Connaissez-vous un exemple de reprise d’activité malgré une contamination radioactive ?
Dans certains cas, il devient possible d’envisager des reprises d’activité. Ainsi par exemple, les Lapons dans le nord de la Norvège ont pu maintenir, grâce à des techniques appropriées, la production de viande de renne qu’ils consomment abondamment (ainsi que la population norvégienne dans une moindre mesure). En effet, les éleveurs de rennes ont été (et restent toujours) gravement impactés par l’accident de Tchernobyl. Les rennes (semi-sauvages) se nourrissent notamment de lichens en parcourant de vastes territoires. Ces lichens absorbent la radioactivité et la viande des rennes est fortement contaminée. Les techniques utilisées consistent à sédentariser ces rennes pendant plusieurs semaines avant l’abattage en les nourrissant de fourrage non contaminé avec des additifs de type Bleu de Prusse.

Mais cela revient à renoncer à leur mode de vie traditionnel ?

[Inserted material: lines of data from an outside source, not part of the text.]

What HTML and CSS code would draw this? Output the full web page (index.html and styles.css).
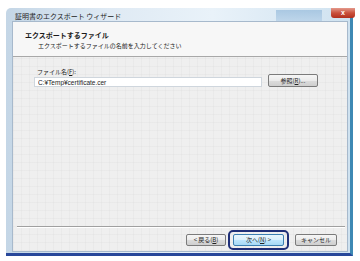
FILE: index.html
```html
<!DOCTYPE html>
<html lang="ja">
<head>
    <meta charset="UTF-8">
    <meta name="viewport" content="width=device-width, initial-scale=1.0">
    <title>証明書のエクスポート ウィザード</title>
    <link rel="stylesheet" href="styles.css">
</head>
<body>
    <div class="window">
        <div class="titlebar">
            <span class="title">証明書のエクスポート ウィザード</span>
            <span class="glare"></span>
            <span class="close">x</span>
        </div>
        <div class="panel">
            <div class="header">
                <div class="header-title">エクスポートするファイル</div>
                <div class="header-sub">エクスポートするファイルの名前を入力してください</div>
            </div>
            <div class="body">
                <div class="field">
                    <label for="fileName">ファイル名(<u>F</u>):</label>
                    <div class="field-row">
                        <input type="text" id="fileName" class="file-input" value="C:¥Temp¥certificate.cer">
                        <button type="button" class="btn btn-browse">参照(<u>R</u>)...</button>
                    </div>
                </div>
                <div class="spacer"></div>
                <div class="separator"></div>
                <div class="actions">
                    <button type="button" class="btn btn-back">&lt; 戻る(<u>B</u>)</button>
                    <div class="focus-ring">
                        <button type="button" class="btn btn-next">次へ(<u>N</u>) &gt;</button>
                    </div>
                    <button type="button" class="btn btn-cancel">キャンセル</button>
                </div>
            </div>
        </div>
    </div>
</body>
</html>
```

FILE: styles.css
```css
body {
    margin: 0;
    background-color: #fff;
    font-family: "Noto Sans CJK JP", "Liberation Sans", sans-serif;
    color: #1a1a1a;
}
.window {
    box-sizing: border-box;
    width: 347px;
    height: 248px;
    margin: 8px 0 0 6px;
    padding: 0 2px 1px 6px;
    display: flex;
    flex-direction: column;
    border-right: 3px solid #3d89b4;
    border-bottom: 3px solid #28479a;
    border-radius: 5px 5px 0 0;
    background: linear-gradient(90deg, #c4d6e6 0%, #dfeaf4 30%, #e9f2f9 60%, #cfe2f0 100%);
}
.titlebar {
    height: 13px;
    display: flex;
    align-items: center;
    position: relative;
}
.title {
    font-size: 7px;
    color: #222;
    margin-left: 3px;
    margin-top: 3px;
}
.glare {
    position: absolute;
    left: 264px;
    top: 2px;
    width: 46px;
    height: 11px;
    background: linear-gradient(180deg, #9ec0de, #b7d1e8);
    opacity: 0.8;
}
.close {
    position: absolute;
    left: 319px;
    top: 0;
    width: 24px;
    height: 10px;
    border-radius: 0 0 3px 3px;
    background: linear-gradient(180deg, #e49a8c 0%, #c9503c 50%, #b22f1d 100%);
    color: #fff;
    font-family: "Liberation Sans", sans-serif;
    font-size: 7px;
    font-weight: bold;
    line-height: 9px;
    text-align: center;
}
.panel {
    flex: 1;
    display: flex;
    flex-direction: column;
    border: 1px solid #a7b9cc;
    background-color: #efefef;
}
.header {
    height: 35px;
    box-sizing: border-box;
    padding: 8px 0 0 12px;
    background-color: #f7f7f7;
    border-bottom: 1px solid #a8a8a8;
}
.header-title {
    font-size: 7px;
    font-weight: bold;
    line-height: 10px;
}
.header-sub {
    font-size: 6px;
    line-height: 10px;
    margin-left: 13px;
    margin-top: 1px;
}
.body {
    flex: 1;
    display: flex;
    flex-direction: column;
    background-color: #efefef;
    background-image:
        repeating-linear-gradient(90deg, rgba(0,0,0,0.025) 0 1px, transparent 1px 8px),
        repeating-linear-gradient(0deg, rgba(0,0,0,0.025) 0 1px, transparent 1px 8px);
}
.field {
    margin: 10px 0 0 21px;
}
.field label {
    display: block;
    font-size: 6px;
    line-height: 9px;
    margin-left: 3px;
}
.field u, .btn u {
    text-decoration: underline;
}
.field-row {
    display: flex;
    align-items: center;
    gap: 6px;
    margin-top: 1px;
}
.file-input {
    box-sizing: border-box;
    width: 228px;
    height: 10px;
    padding: 0 3px;
    border: 1px solid #cfd6dd;
    background: #fff;
    font-family: "Liberation Sans", sans-serif;
    font-size: 6.5px;
    color: #222;
}
.btn {
    box-sizing: border-box;
    height: 12px;
    padding: 0;
    border: 1px solid #7b7b7b;
    border-radius: 2px;
    background: linear-gradient(180deg, #f6f6f6 0%, #ebebeb 50%, #dcdcdc 51%, #cfcfcf 100%);
    font-family: "Noto Sans CJK JP", "Liberation Sans", sans-serif;
    font-size: 6px;
    line-height: 10px;
    color: #222;
}
.btn-browse {
    width: 50px;
    height: 13px;
    margin-top: -3px;
}
.spacer {
    flex: 1;
}
.separator {
    height: 0;
    margin: 0 2px 0 4px;
    border-top: 1px solid #a0a0a0;
    border-bottom: 1px solid #fff;
}
.actions {
    display: flex;
    justify-content: flex-end;
    align-items: center;
    padding: 2px 10px 1px 0;
}
.btn-back {
    width: 40px;
}
.focus-ring {
    margin: 0 6px 0 2px;
    padding: 2px 3px;
    border: 2px solid #1f2f78;
    border-radius: 5px;
}
.btn-next {
    display: block;
    width: 51px;
    border-color: #3c7fb1;
    background: linear-gradient(180deg, #eaf6fd 0%, #d9f0fc 50%, #bee6fd 51%, #a7d9f5 100%);
}
.btn-cancel {
    width: 42px;
}
```
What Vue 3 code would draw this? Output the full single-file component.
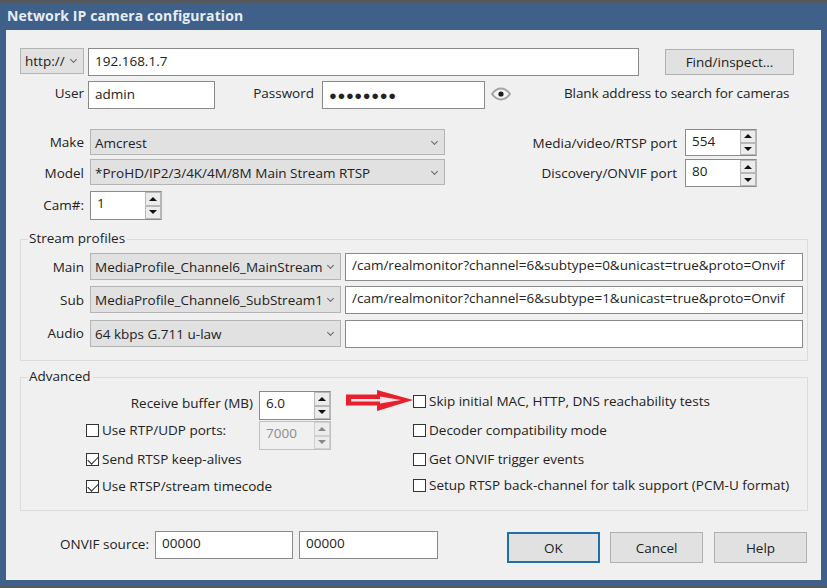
<template>
  <div class="window">
    <div class="desktop-strip"></div>
    <div class="titlebar">Network IP camera configuration</div>

    <div class="client">
      <!-- address -->
      <div class="row row-address">
        <div class="combo combo-scheme"><span>http://</span><i class="chev"></i></div>
        <div class="field field-address">192.168.1.7</div>
        <button class="btn btn-find">Find/inspect...</button>
      </div>

      <!-- credentials -->
      <div class="row row-login">
        <label class="lbl lbl-user">User</label>
        <div class="field field-user">admin</div>
        <label class="lbl lbl-pass">Password</label>
        <div class="field field-pass">●●●●●●●●</div>
        <svg class="eye" width="20" height="14" viewBox="0 0 20 14">
          <path d="M1 7C4 3 7 1.500 10 1.500S16 3 19 7C16 11 13 12.500 10 12.500S4 11 1 7Z" fill="#f4f4f4" stroke="#a3a3a3" stroke-width="2" />
          <circle cx="10" cy="7" r="2.600" fill="#1c1c1c" />
        </svg>
        <span class="hint">Blank address to search for cameras</span>
      </div>

      <!-- camera -->
      <div class="row row-make">
        <label class="lbl lbl-cam">Make</label>
        <div class="combo combo-make"><span>Amcrest</span><i class="chev"></i></div>
        <label class="lbl lbl-port">Media/video/RTSP port</label>
        <div class="spin spin-port">
          <div class="spin-value">554</div>
          <div class="spin-btns"><b class="up"></b><b class="down"></b></div>
        </div>
      </div>
      <div class="row row-model">
        <label class="lbl lbl-cam">Model</label>
        <div class="combo combo-make"><span>*ProHD/IP2/3/4K/4M/8M Main Stream RTSP</span><i class="chev"></i></div>
        <label class="lbl lbl-port">Discovery/ONVIF port</label>
        <div class="spin spin-port">
          <div class="spin-value">80</div>
          <div class="spin-btns"><b class="up"></b><b class="down"></b></div>
        </div>
      </div>
      <div class="row row-cam">
        <label class="lbl lbl-cam">Cam#:</label>
        <div class="spin">
          <div class="spin-value">1</div>
          <div class="spin-btns"><b class="up"></b><b class="down"></b></div>
        </div>
      </div>

      <!-- Stream profiles -->
      <section class="group group-stream">
        <span class="legend">Stream profiles</span>
        <div class="stream-row" v-for="s in streams" :key="s.label" :class="s.cls">
          <label class="lbl lbl-stream">{{ s.label }}</label>
          <div class="combo combo-stream"><span>{{ s.profile }}</span><i class="chev"></i></div>
          <div class="field field-stream">{{ s.url }}</div>
        </div>
      </section>

      <!-- Advanced -->
      <section class="group group-adv">
        <span class="legend">Advanced</span>
        <svg class="arrow" width="68" height="24" viewBox="0 0 68 24">
          <path d="M0 5.500H31V1L67 11L31 22V16.500H0Z" fill="#e8202c" />
          <path d="M5 10H34V7.500L55 11L34 14.500V12.500H5Z" fill="#f7e4e5" />
        </svg>
        <div class="adv-cols">
          <div class="adv-left">
            <div class="adv-row">
              <label class="lbl lbl-buffer">Receive buffer (MB)</label>
              <div class="spin">
                <div class="spin-value">6.0</div>
                <div class="spin-btns"><b class="up"></b><b class="down"></b></div>
              </div>
            </div>
            <div class="adv-row adv-row-rtp">
              <div class="check check-rtp"><i class="box"></i>Use RTP/UDP ports:</div>
              <div class="spin spin-off">
                <div class="spin-value">7000</div>
                <div class="spin-btns"><b class="up"></b><b class="down"></b></div>
              </div>
            </div>
            <div class="check check-left"><i class="box on"></i>Send RTSP keep-alives</div>
            <div class="check check-left check-last"><i class="box on"></i>Use RTSP/stream timecode</div>
          </div>
          <div class="adv-right">
            <div class="check"><i class="box"></i>Skip initial MAC, HTTP, DNS reachability tests</div>
            <div class="check"><i class="box"></i>Decoder compatibility mode</div>
            <div class="check"><i class="box"></i>Get ONVIF trigger events</div>
            <div class="check check-last"><i class="box"></i>Setup RTSP back-channel for talk support (PCM-U format)</div>
          </div>
        </div>
      </section>

      <!-- footer -->
      <div class="row row-footer">
        <label class="lbl lbl-onvif">ONVIF source:</label>
        <div class="field field-onvif">00000</div>
        <div class="field field-onvif">00000</div>
        <button class="btn btn-dialog btn-ok">OK</button>
        <button class="btn btn-dialog">Cancel</button>
        <button class="btn btn-dialog">Help</button>
      </div>
    </div>
    <div class="desktop-strip desktop-strip-bottom"></div>
  </div>
</template>

<script setup>
const streams = [
  {
    label: 'Main',
    cls: 'stream-main',
    profile: 'MediaProfile_Channel6_MainStream',
    url: '/cam/realmonitor?channel=6&subtype=0&unicast=true&proto=Onvif',
  },
  {
    label: 'Sub',
    cls: 'stream-sub',
    profile: 'MediaProfile_Channel6_SubStream1',
    url: '/cam/realmonitor?channel=6&subtype=1&unicast=true&proto=Onvif',
  },
  {
    label: 'Audio',
    cls: 'stream-audio',
    profile: '64 kbps G.711 u-law',
    url: '',
  },
]
</script>

<style>
html, body { margin: 0; background: #3e6089; }
</style>

<style scoped>
* { box-sizing: border-box; }

.window {
  width: 827px;
  height: 588px;
  overflow: hidden;
  background: #3e6089;
  font-family: "Open Sans", "Noto Sans", sans-serif;
  font-size: 13.500px;
  color: #222;
}

.desktop-strip { height: 3px; background: #55585c; }
.desktop-strip-bottom { height: 2px; margin-top: 6px; }

.titlebar {
  height: 27px;
  padding: 2px 0 0 7px;
  line-height: 22px;
  font-size: 14px;
  font-weight: 700;
  letter-spacing: 0.100px;
  color: #e6edf5;
}

.client {
  width: 815px;
  height: 550px;
  margin-left: 6px;
  padding: 18px 13px 0 14px;
  background: #f0f0f0;
}

.row { display: flex; align-items: flex-start; }
.row-login { margin-top: 5px; }
.row-make { height: 27px; margin-top: 20px; }
.row-model { margin-top: 3px; }
.row-cam { margin-top: 3px; }
.row-footer { margin-top: 20px; }

.lbl { text-align: right; white-space: nowrap; }

/* inputs */
.field {
  height: 28px;
  padding: 0 6px;
  line-height: 24px;
  background: #fff;
  border: 1px solid #8a8a8a;
  white-space: nowrap;
  overflow: hidden;
}

.field-address { width: 551px; margin-left: 4px; }
.field-user { width: 127px; margin-left: 4px; }
.field-pass { width: 163px; margin-left: 8px; font-size: 13px; letter-spacing: 0.600px; line-height: 26px; }
.field-stream { width: 458px; height: 28px; margin-left: 4px; line-height: 23px; }
.field-onvif { width: 139px; margin-left: 6px; line-height: 23px; }
.lbl-onvif + .field-onvif { width: 138px; }

.lbl-user { width: 64px; line-height: 24px; }
.lbl-pass { width: 99px; line-height: 24px; }
.lbl-onvif { width: 129px; line-height: 26px; }
.eye { margin: 6px 0 0 6px; }
.hint { margin-left: 53px; line-height: 24px; letter-spacing: -0.100px; }

/* combos */
.combo {
  display: flex;
  align-items: center;
  justify-content: space-between;
  height: 26px;
  padding: 0 4px;
  background: #e1e1e1;
  border: 1px solid #b4b4b4;
  white-space: nowrap;
}

.combo-scheme { width: 64px; }
.combo-make { width: 355px; margin-left: 6px; padding-top: 1px; }
.combo-stream { width: 251px; height: 27px; margin-left: 6px; }

.chev {
  flex: none;
  width: 5px;
  height: 5px;
  margin: -3px 3px 0 4px;
  border-right: 1px solid #666;
  border-bottom: 1px solid #666;
  transform: rotate(45deg);
}

.lbl-cam { width: 64px; line-height: 27px; }
.row-model .lbl-cam { line-height: 28px; }
.row-cam .lbl-cam { line-height: 29px; }
.lbl-port { flex: 1; padding-right: 8px; line-height: 29px; }

/* spin boxes */
.spin {
  display: flex;
  width: 72px;
  height: 29px;
  margin-left: 6px;
  background: #fff;
  border: 1px solid #8a8a8a;
  border-right-color: #b4b4b4;
}

.spin-value { flex: 1; padding-left: 6px; line-height: 22px; }

.spin-btns {
  display: flex;
  flex-direction: column;
  width: 16px;
  padding: 1px;
  gap: 2px;
  background: #b8b8b8;
}

.spin-btns b {
  flex: 1;
  display: flex;
  align-items: center;
  justify-content: center;
  background: #ececec;
}

.spin-btns b::before {
  content: "";
  border-left: 4px solid transparent;
  border-right: 4px solid transparent;
}

.up::before { border-bottom: 4px solid #111; }
.down::before { border-top: 4px solid #111; }

.spin-port { height: 27px; margin: 0 51px 0 0; }
.row-model .spin-port { height: 28px; }

.spin-off { color: #8c8c8c; background: #f0f0f0; border-color: #c0c0c0; }
.spin-off .spin-btns { background: #d0d0d0; }
.spin-off .up::before { border-bottom-color: #888; }
.spin-off .down::before { border-top-color: #888; }

/* buttons */
.btn {
  padding: 0;
  font: inherit;
  color: #222;
  background: #e1e1e1;
  border: 1px solid #b0b0b0;
}

.btn-find { width: 129px; height: 26px; margin: 1px 0 0 26px; }

.btn-dialog { width: 93px; height: 31px; margin: 1px 0 0 10px; }
.btn-ok { margin-left: 69px; border: 2px solid #1f6fa8; }
.btn-dialog:last-child { margin-left: 11px; }

/* groups */
.group {
  position: relative;
  width: 788px;
  border: 1px solid #dcdcdc;
}

.legend {
  position: absolute;
  top: -12px;
  left: 7px;
  padding: 0 2px 0 1px;
  line-height: 20px;
  background: #f0f0f0;
}

.group-stream {
  height: 122px;
  margin-top: 19px;
  padding-top: 13px;
}

.stream-row { display: flex; }
.stream-sub { margin-top: 5px; }
.stream-audio { margin-top: 6px; }
.stream-audio .lbl-stream { padding-top: 0; }
.lbl-stream { width: 63px; padding-top: 1px; line-height: 27px; }

.group-adv {
  height: 134px;
  margin-top: 16px;
  padding-top: 13px;
}

.arrow { position: absolute; top: 11px; left: 325px; }

.adv-cols { display: flex; }
.adv-left { width: 392px; }
.adv-right { display: flex; flex-direction: column; }

.adv-row { display: flex; margin-bottom: 1px; }
.adv-row-rtp { margin-bottom: -1px; }
.lbl-buffer { width: 232px; line-height: 25px; }

.check {
  display: flex;
  align-items: center;
  height: 20px;
  margin-bottom: 9px;
  white-space: nowrap;
}

.check-last { margin: -3px 0 0; }
.check-rtp { width: 232px; margin: -1px 0 0 65px; flex: none; }
.check-rtp + .spin { margin-left: -59px; }
.check-left { margin-left: 65px; }
.check-left.check-last { margin: -2px 0 0 65px; }

.box {
  position: relative;
  flex: none;
  width: 13px;
  height: 13px;
  margin-right: 3px;
  background: #fff;
  border: 1px solid #333;
}

.box.on::after {
  content: "";
  position: absolute;
  top: 0;
  left: 3px;
  width: 5px;
  height: 9px;
  border-right: 1px solid #222;
  border-bottom: 1px solid #222;
  transform: rotate(45deg);
}
</style>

L’élevage de rennes est une activité immémoriale et indissociable de la culture lapone. Maintenir cette activité était donc vital pour la survie de ses habitants et les Norvégiens en ont fait une priorité nationale. Il était impossible de stopper cette activité ou de dédommager les éleveurs en leur donnant des compensations. Le maintien d’une activité de production et de consommation de viande de renne ont donc été jugés vitaux. Pour cela, les autorités norvégiennes, en dialogue avec les différentes composantes de la société, ont mis en place un double standard de qualité radiologique pour ce produit. Une norme très protectrice (600 Becquerels par kilo) pour les populations lapones fortement consommatrices (quotidiennement) de viande de renne. Une norme moins restrictive (6 000 becquerels par kilo) pour le reste de la population (moins exposée car ne consommant ce produit que sous la forme de « viande fumée » et de façon occasionnelle car c’est un produit de luxe) et maintenir cette consommation par solidarité entre la population norvégienne et le peuple lapon.